La France, au contraire, a toujours été un pays de petite culture, même lorsque la terre s’y trouvait distribuée en grands domaines, et que chaque village avait son seigneur. Mais bien avant la révolution de 1789 la propriété allait se morcelant ; l’aristocratie perdait ou dissipait ses richesses à mesure qu’on la dépouillait de l’autorité. Les lois, marquées encore de l’empreinte féodale, luttèrent en vain contre la tendance égalitaire des mœurs, et des esprits.
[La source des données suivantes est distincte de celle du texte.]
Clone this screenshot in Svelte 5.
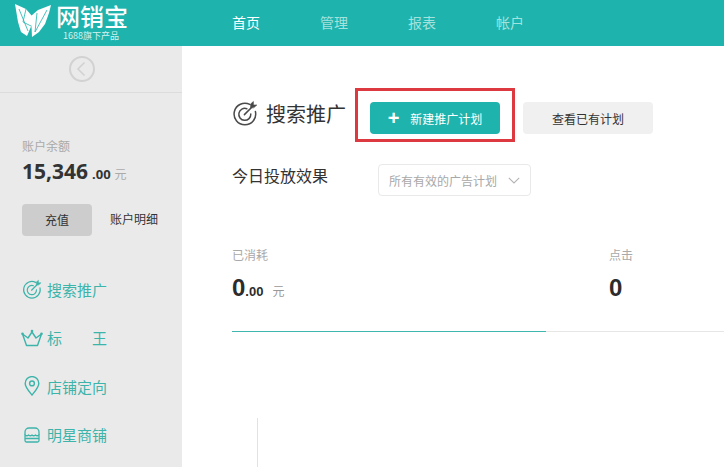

Arthur Young, voyageant en France quelques années avant la chute de l’ancien ordre de choses, remarquait déjà et déplorait, du point de vue d’un esprit anglais, la division des propriétés comme un excitant trop énergique à l’accroissement de la population.

« Si l’on veut voir, disait-il, un district où la misère soit aussi rare que le comportait l’ancien gouvernement de la France, il faut sans doute se transporter dans les lieux où il n’y a point de petits propriétaires. Il faut visiter les grandes fermes de la Beauce, de la Picardie, d’une partie de la Normandie et de l’Artois. Là on trouvera une population telle qu’elle n’outrepasse pas le nombre qui peut être régulièrement employé et salarié. Si même, dans ces districts, on venait à rencontrer un lieu où règne une excessive misère, il y a vingt à parier contre un que ce sera une paroisse en possession de quelques communaux qui séduisent le pauvre en l’engageant à élever du bétail, à devenir propriétaire, et par conséquent misérable. »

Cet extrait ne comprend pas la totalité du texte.